The fv features are intended to convey information about the correctness of the v hypothesis for the goal constraint on slot s.

Sequence models

Sequence models inherently model the sequential nature of the problem (and we’ve seen a lot of them used in this series so far).

Recurrent Neural Networks (RNNs) have been proposed as sequential models that are able to deal with high dimensional continuous input features. Notably, such models can be applied to operating directly on the distribution over sentences from the ASR, without requiring SLU and instead using weighted n-gram features from the ASR N-best list. This is termed word-based DST, and has two key benefits: first, it removes the need for feature design, and the risk of omitting an important feature, which can degrade performance unexpectedly. Second, it avoids the engineering task of building a separate SLU model.

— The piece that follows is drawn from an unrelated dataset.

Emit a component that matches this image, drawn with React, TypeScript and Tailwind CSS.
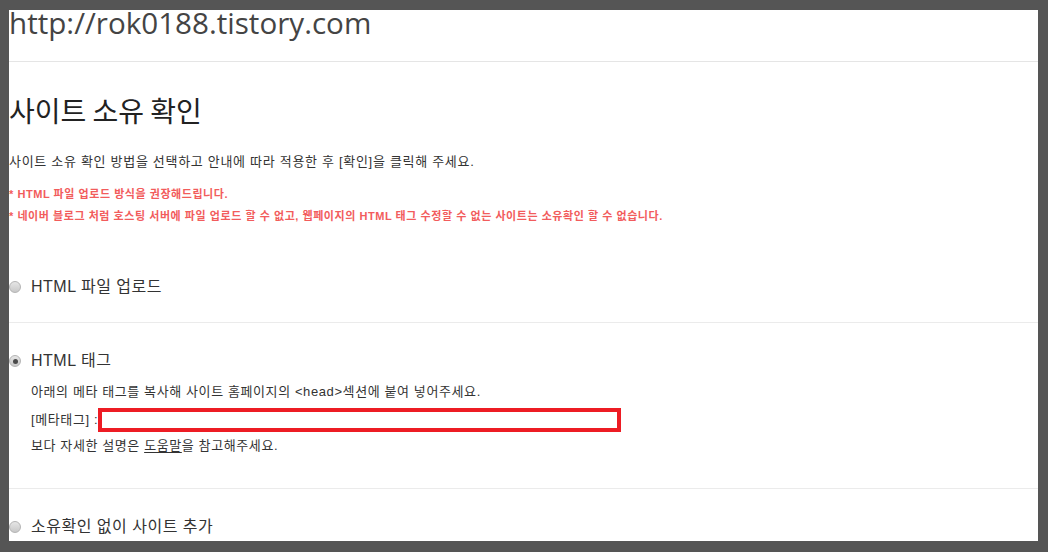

LSTMs have also been used, modeling both the sequence of turns, and the sequence of words within a turn.

Tips and tricks

  • Delexicalizing (is that really a word???) helps with generalization to unseen dialog states. The idea is to introduce special ‘slot-name’ and ‘slot-value’ generic tokens, and turn a sentence such as “I’m looking for a red car” into “I’m looking for a slot-value slot-name.”
  • Delexicalized features for RNN word-based tracking can also be used to share training data across disparate domains, improving performance in each individual domain. (Using if you don’t have a lot of training data for your target domain yet – more on this tomorrow).
  • RNNs for tracking individual slots can be combined using a softmax combination layer. “The basic idea is to order the slots, and add a recurrent layer that selects an assignment for each slot, given the assignments selected so far.”

Discriminative machine-learned methods are now the state-of-the-art in DST, as demonstrated in the offline corpus-based evaluations of the DSTCs, and in on-line trials with live users.

The paper contains a great set of references for studying some of the techniques used to build DST systems, so I encourage you to check some of them out if you are interested.